NZ NewswireNZ Newswire 11/08/2016 Tina Morrison

New Zealand annual food prices fell in July, as weaker dairy prices weighed on the grocery segment.

Food prices dropped 1.3 per cent in July from the same month a year earlier, the biggest decline in the series this year, Statistics New Zealand said. Prices were down 0.2 per cent from June.

Grocery prices dropped 2.9 per cent in the year, led by dairy products as cheese fell 11 per cent, fresh milk dropped 3.2 per cent, yoghurt slid 9.7 per cent and butter shed 11 per cent. This was partly offset by a 37 per cent increase in the price of honey. Dairy product prices have remained low for longer than expected amid a global glut in supply and weak demand.
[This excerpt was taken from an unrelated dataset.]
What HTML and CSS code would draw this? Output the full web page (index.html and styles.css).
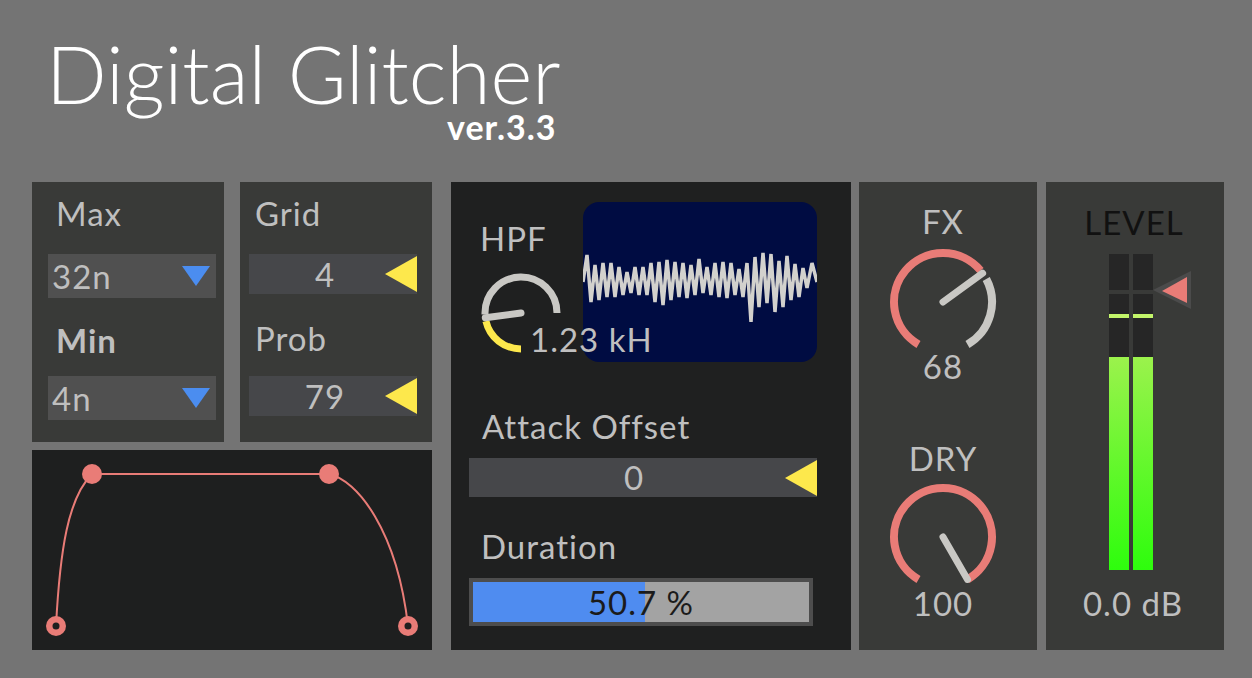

"The price of cheese has continued to fall in the year to July 2016, to its lowest price since October 2009," said Statistics NZ consumer prices manager Matt Haigh. "The average price of a kilo block of the cheapest available mild cheddar cheese was $7.39 in July 2016, down from $9.07 in July 2015."

The food price index accounts for about 19 per cent of the consumers price index, which the Reserve Bank monitors when setting interest rates. Consumer prices rose an annual 0.4 per cent in the June quarter, the seventh quarter below the Reserve Bank's 1-to-3 per cent target band. Governor Graeme Wheeler cut the benchmark interest rate to a record low 2 per cent and signalled further easing will be required to ensure that future inflation settles near the middle of the target range.

Thursday's data showed meat, poultry and fish prices dropped 2.1 per cent as chicken fell 9.9 per cent, and pork shed 5.9 per cent. Beef bucked the trend, advancing 4.6 per cent.

Fruit and vegetable prices slid 0.9 per cent. That was led by a 1.4 per cent drop in vegetable prices, influenced by lower prices for tomatoes, kumara and lettuce while fruit prices overall were little changed. Cucumber prices jumped 16 per cent to $4.84 for a 300-gram cucumber, the highest price recorded since the series began.

Restaurant meals and ready-to-eat food advanced 1.9 per cent, while non-alcoholic beverage prices declined 2.7 per cent on lower prices for energy drinks.